-- Written problem --
Word for word, quote all of the material, omitting the pictures.

-- Exercise data --
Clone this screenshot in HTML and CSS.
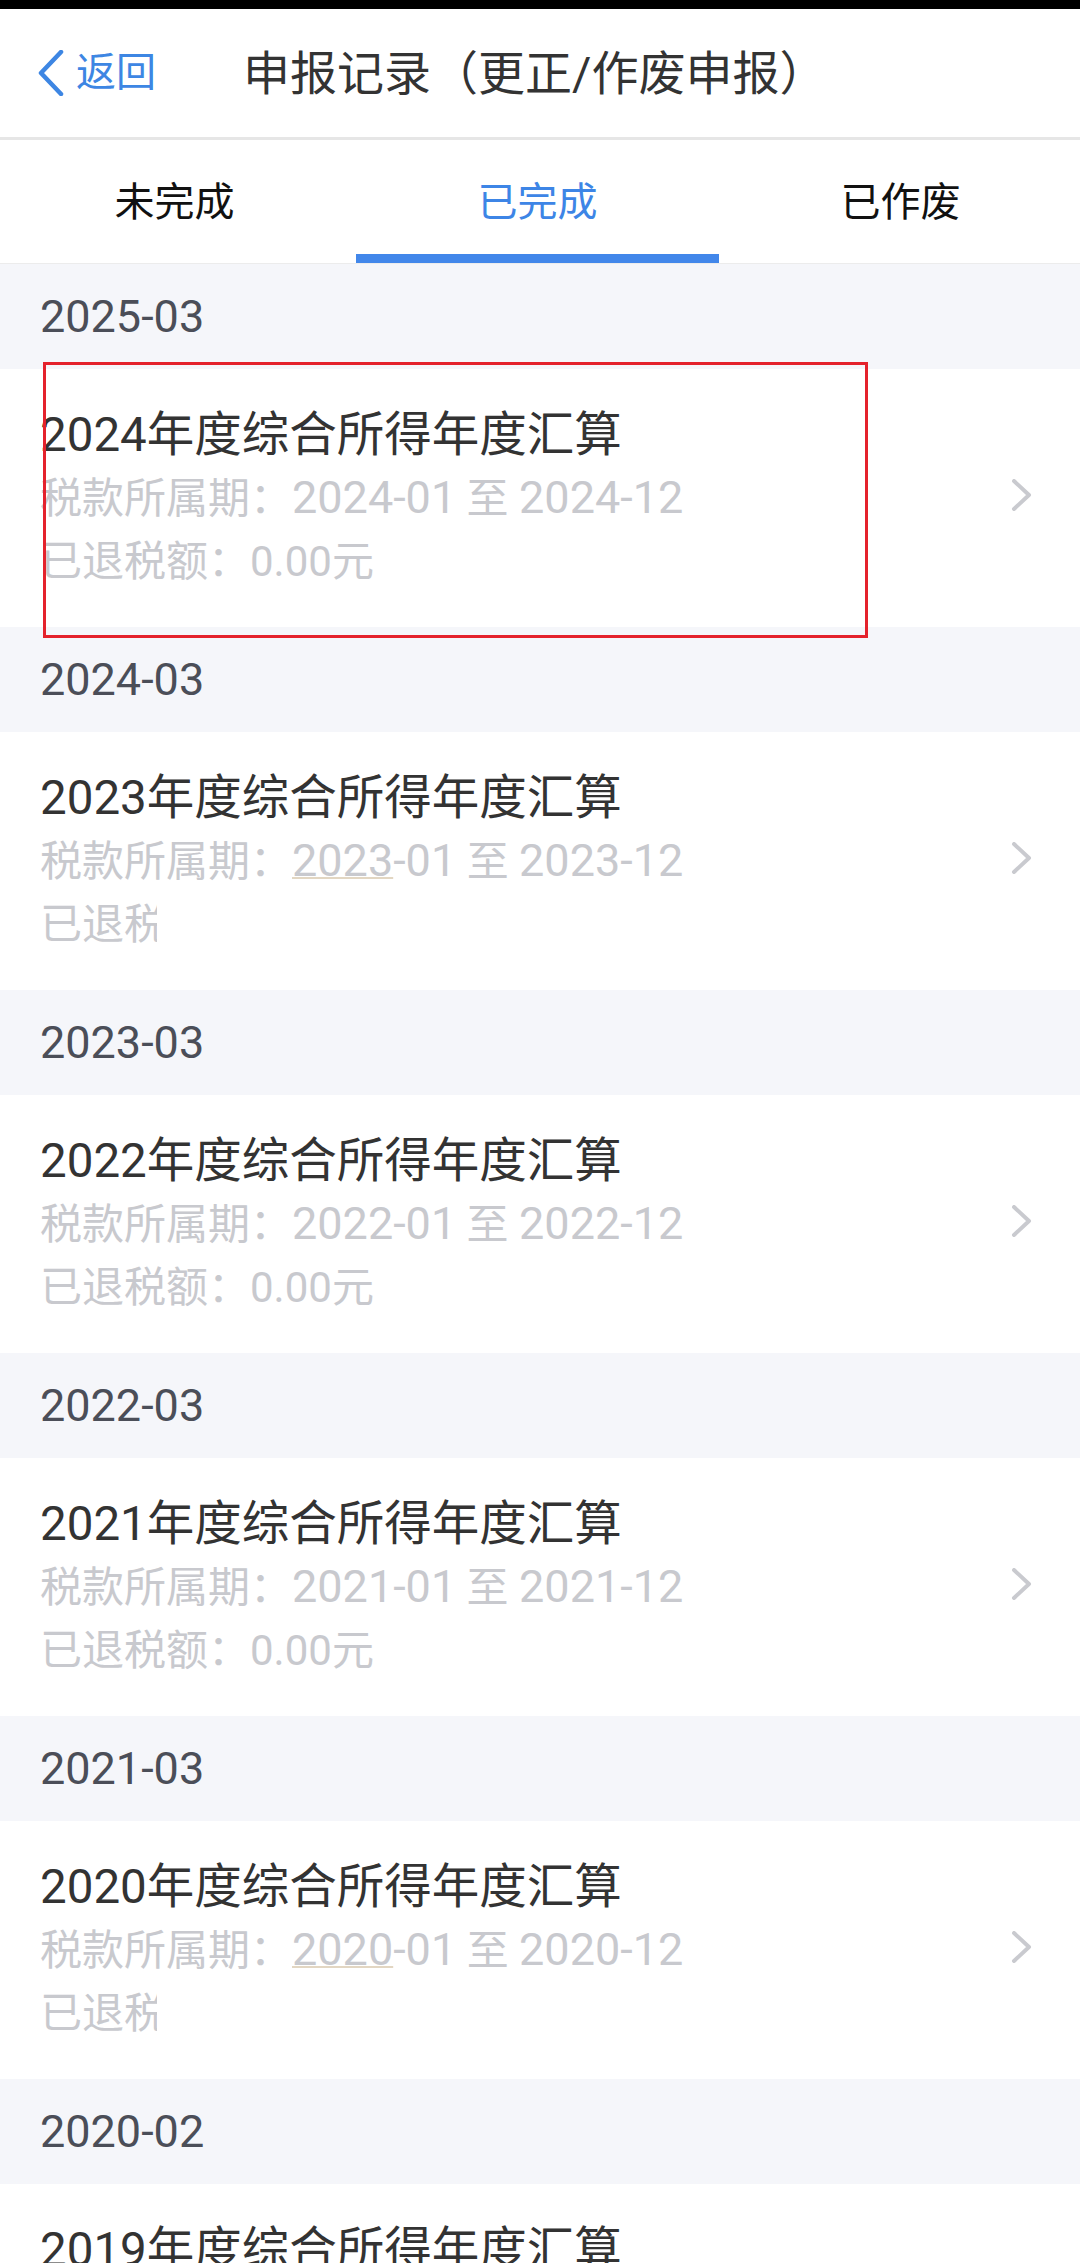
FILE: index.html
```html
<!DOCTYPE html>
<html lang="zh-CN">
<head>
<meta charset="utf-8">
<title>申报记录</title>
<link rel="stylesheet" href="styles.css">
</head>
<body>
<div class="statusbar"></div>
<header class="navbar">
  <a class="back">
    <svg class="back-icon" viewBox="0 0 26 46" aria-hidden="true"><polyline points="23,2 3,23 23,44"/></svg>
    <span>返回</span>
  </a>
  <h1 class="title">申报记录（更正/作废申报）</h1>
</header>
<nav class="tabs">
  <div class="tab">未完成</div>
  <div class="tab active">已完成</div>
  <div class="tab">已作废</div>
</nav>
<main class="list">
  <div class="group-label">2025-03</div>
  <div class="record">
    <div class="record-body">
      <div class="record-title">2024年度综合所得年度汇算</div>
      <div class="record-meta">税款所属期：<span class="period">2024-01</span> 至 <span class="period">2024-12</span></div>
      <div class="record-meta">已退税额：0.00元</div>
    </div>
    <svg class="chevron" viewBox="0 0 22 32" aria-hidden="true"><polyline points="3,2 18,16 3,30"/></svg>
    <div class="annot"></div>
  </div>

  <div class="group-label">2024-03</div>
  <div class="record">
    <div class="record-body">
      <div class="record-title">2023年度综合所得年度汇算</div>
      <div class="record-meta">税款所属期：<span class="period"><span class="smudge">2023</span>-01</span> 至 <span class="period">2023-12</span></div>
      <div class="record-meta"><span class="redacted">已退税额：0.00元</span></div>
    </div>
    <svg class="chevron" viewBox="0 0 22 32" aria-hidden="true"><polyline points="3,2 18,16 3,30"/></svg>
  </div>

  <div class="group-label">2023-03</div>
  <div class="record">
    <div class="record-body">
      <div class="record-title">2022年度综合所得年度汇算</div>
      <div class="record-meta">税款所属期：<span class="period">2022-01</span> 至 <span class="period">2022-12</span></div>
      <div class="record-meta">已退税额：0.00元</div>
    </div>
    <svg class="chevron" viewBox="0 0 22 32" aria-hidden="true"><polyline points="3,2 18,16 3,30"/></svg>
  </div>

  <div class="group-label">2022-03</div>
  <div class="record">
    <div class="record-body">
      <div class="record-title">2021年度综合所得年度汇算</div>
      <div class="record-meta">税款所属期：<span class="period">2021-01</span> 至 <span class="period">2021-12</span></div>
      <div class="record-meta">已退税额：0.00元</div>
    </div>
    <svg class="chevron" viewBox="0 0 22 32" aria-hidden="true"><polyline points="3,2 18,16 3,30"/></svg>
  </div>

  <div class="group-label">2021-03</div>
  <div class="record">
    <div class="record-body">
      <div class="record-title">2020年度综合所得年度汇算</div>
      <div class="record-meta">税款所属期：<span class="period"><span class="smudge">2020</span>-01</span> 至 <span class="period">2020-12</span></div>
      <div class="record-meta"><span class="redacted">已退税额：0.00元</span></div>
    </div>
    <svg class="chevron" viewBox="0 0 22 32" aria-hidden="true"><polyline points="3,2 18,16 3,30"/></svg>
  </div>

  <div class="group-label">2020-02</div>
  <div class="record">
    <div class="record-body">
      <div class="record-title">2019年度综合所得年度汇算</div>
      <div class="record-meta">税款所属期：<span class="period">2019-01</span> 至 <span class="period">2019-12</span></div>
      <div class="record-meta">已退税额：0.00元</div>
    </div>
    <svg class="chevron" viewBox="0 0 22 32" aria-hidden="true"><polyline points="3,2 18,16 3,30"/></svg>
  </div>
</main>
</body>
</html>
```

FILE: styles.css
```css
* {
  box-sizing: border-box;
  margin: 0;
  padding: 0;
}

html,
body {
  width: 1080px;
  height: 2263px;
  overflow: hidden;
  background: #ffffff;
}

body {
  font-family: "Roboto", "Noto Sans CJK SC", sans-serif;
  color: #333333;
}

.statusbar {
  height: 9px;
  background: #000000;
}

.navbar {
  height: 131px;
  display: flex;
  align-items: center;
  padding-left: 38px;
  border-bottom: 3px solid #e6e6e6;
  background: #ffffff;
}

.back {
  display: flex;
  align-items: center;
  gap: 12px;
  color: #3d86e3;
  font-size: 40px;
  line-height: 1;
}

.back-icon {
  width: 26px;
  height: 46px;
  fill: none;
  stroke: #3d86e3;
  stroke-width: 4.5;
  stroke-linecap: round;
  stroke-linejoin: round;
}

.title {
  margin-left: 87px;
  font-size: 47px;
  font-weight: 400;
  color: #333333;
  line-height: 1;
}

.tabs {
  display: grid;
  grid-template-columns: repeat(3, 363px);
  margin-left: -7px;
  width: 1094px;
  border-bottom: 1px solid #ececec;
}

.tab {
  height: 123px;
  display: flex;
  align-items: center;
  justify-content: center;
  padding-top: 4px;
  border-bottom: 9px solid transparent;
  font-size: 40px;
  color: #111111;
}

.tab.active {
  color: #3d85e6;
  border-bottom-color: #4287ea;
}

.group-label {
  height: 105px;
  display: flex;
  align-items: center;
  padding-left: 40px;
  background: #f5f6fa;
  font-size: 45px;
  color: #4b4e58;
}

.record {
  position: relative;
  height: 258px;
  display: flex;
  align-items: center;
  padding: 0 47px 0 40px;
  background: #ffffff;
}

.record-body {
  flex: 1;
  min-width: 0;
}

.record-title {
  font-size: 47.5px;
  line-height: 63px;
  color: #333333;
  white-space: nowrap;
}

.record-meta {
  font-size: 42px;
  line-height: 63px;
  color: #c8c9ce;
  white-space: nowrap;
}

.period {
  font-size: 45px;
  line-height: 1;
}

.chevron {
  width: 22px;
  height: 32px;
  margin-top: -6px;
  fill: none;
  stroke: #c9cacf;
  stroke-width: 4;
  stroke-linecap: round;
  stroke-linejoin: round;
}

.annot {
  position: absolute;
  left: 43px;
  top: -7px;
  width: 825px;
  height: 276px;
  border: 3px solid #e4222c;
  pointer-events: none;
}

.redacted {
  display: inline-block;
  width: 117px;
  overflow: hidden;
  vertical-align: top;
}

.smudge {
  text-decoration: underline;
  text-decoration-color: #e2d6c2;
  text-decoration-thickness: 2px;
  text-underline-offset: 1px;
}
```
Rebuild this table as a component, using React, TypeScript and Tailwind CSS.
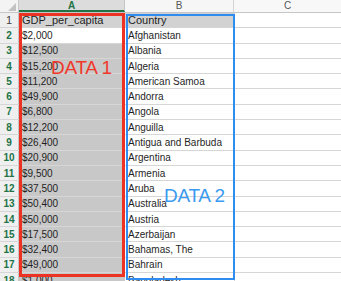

-- Exercise output --
Clone this screenshot in HTML and CSS.
FILE: index.html
```html
<!DOCTYPE html>
<html lang="zh-CN">
<head>
<meta charset="utf-8">
<title>申报记录</title>
<link rel="stylesheet" href="styles.css">
</head>
<body>
<div class="statusbar"></div>
<header class="navbar">
  <a class="back">
    <svg class="back-icon" viewBox="0 0 26 46" aria-hidden="true"><polyline points="23,2 3,23 23,44"/></svg>
    <span>返回</span>
  </a>
  <h1 class="title">申报记录（更正/作废申报）</h1>
</header>
<nav class="tabs">
  <div class="tab">未完成</div>
  <div class="tab active">已完成</div>
  <div class="tab">已作废</div>
</nav>
<main class="list">
  <div class="group-label">2025-03</div>
  <div class="record">
    <div class="record-body">
      <div class="record-title">2024年度综合所得年度汇算</div>
      <div class="record-meta">税款所属期：<span class="period">2024-01</span> 至 <span class="period">2024-12</span></div>
      <div class="record-meta">已退税额：0.00元</div>
    </div>
    <svg class="chevron" viewBox="0 0 22 32" aria-hidden="true"><polyline points="3,2 18,16 3,30"/></svg>
    <div class="annot"></div>
  </div>

  <div class="group-label">2024-03</div>
  <div class="record">
    <div class="record-body">
      <div class="record-title">2023年度综合所得年度汇算</div>
      <div class="record-meta">税款所属期：<span class="period"><span class="smudge">2023</span>-01</span> 至 <span class="period">2023-12</span></div>
      <div class="record-meta"><span class="redacted">已退税额：0.00元</span></div>
    </div>
    <svg class="chevron" viewBox="0 0 22 32" aria-hidden="true"><polyline points="3,2 18,16 3,30"/></svg>
  </div>

  <div class="group-label">2023-03</div>
  <div class="record">
    <div class="record-body">
      <div class="record-title">2022年度综合所得年度汇算</div>
      <div class="record-meta">税款所属期：<span class="period">2022-01</span> 至 <span class="period">2022-12</span></div>
      <div class="record-meta">已退税额：0.00元</div>
    </div>
    <svg class="chevron" viewBox="0 0 22 32" aria-hidden="true"><polyline points="3,2 18,16 3,30"/></svg>
  </div>

  <div class="group-label">2022-03</div>
  <div class="record">
    <div class="record-body">
      <div class="record-title">2021年度综合所得年度汇算</div>
      <div class="record-meta">税款所属期：<span class="period">2021-01</span> 至 <span class="period">2021-12</span></div>
      <div class="record-meta">已退税额：0.00元</div>
    </div>
    <svg class="chevron" viewBox="0 0 22 32" aria-hidden="true"><polyline points="3,2 18,16 3,30"/></svg>
  </div>

  <div class="group-label">2021-03</div>
  <div class="record">
    <div class="record-body">
      <div class="record-title">2020年度综合所得年度汇算</div>
      <div class="record-meta">税款所属期：<span class="period"><span class="smudge">2020</span>-01</span> 至 <span class="period">2020-12</span></div>
      <div class="record-meta"><span class="redacted">已退税额：0.00元</span></div>
    </div>
    <svg class="chevron" viewBox="0 0 22 32" aria-hidden="true"><polyline points="3,2 18,16 3,30"/></svg>
  </div>

  <div class="group-label">2020-02</div>
  <div class="record">
    <div class="record-body">
      <div class="record-title">2019年度综合所得年度汇算</div>
      <div class="record-meta">税款所属期：<span class="period">2019-01</span> 至 <span class="period">2019-12</span></div>
      <div class="record-meta">已退税额：0.00元</div>
    </div>
    <svg class="chevron" viewBox="0 0 22 32" aria-hidden="true"><polyline points="3,2 18,16 3,30"/></svg>
  </div>
</main>
</body>
</html>
```

FILE: styles.css
```css
* {
  box-sizing: border-box;
  margin: 0;
  padding: 0;
}

html,
body {
  width: 1080px;
  height: 2263px;
  overflow: hidden;
  background: #ffffff;
}

body {
  font-family: "Roboto", "Noto Sans CJK SC", sans-serif;
  color: #333333;
}

.statusbar {
  height: 9px;
  background: #000000;
}

.navbar {
  height: 131px;
  display: flex;
  align-items: center;
  padding-left: 38px;
  border-bottom: 3px solid #e6e6e6;
  background: #ffffff;
}

.back {
  display: flex;
  align-items: center;
  gap: 12px;
  color: #3d86e3;
  font-size: 40px;
  line-height: 1;
}

.back-icon {
  width: 26px;
  height: 46px;
  fill: none;
  stroke: #3d86e3;
  stroke-width: 4.5;
  stroke-linecap: round;
  stroke-linejoin: round;
}

.title {
  margin-left: 87px;
  font-size: 47px;
  font-weight: 400;
  color: #333333;
  line-height: 1;
}

.tabs {
  display: grid;
  grid-template-columns: repeat(3, 363px);
  margin-left: -7px;
  width: 1094px;
  border-bottom: 1px solid #ececec;
}

.tab {
  height: 123px;
  display: flex;
  align-items: center;
  justify-content: center;
  padding-top: 4px;
  border-bottom: 9px solid transparent;
  font-size: 40px;
  color: #111111;
}

.tab.active {
  color: #3d85e6;
  border-bottom-color: #4287ea;
}

.group-label {
  height: 105px;
  display: flex;
  align-items: center;
  padding-left: 40px;
  background: #f5f6fa;
  font-size: 45px;
  color: #4b4e58;
}

.record {
  position: relative;
  height: 258px;
  display: flex;
  align-items: center;
  padding: 0 47px 0 40px;
  background: #ffffff;
}

.record-body {
  flex: 1;
  min-width: 0;
}

.record-title {
  font-size: 47.5px;
  line-height: 63px;
  color: #333333;
  white-space: nowrap;
}

.record-meta {
  font-size: 42px;
  line-height: 63px;
  color: #c8c9ce;
  white-space: nowrap;
}

.period {
  font-size: 45px;
  line-height: 1;
}

.chevron {
  width: 22px;
  height: 32px;
  margin-top: -6px;
  fill: none;
  stroke: #c9cacf;
  stroke-width: 4;
  stroke-linecap: round;
  stroke-linejoin: round;
}

.annot {
  position: absolute;
  left: 43px;
  top: -7px;
  width: 825px;
  height: 276px;
  border: 3px solid #e4222c;
  pointer-events: none;
}

.redacted {
  display: inline-block;
  width: 117px;
  overflow: hidden;
  vertical-align: top;
}

.smudge {
  text-decoration: underline;
  text-decoration-color: #e2d6c2;
  text-decoration-thickness: 2px;
  text-underline-offset: 1px;
}
```
Rebuild this table as a component, using React, TypeScript and Tailwind CSS.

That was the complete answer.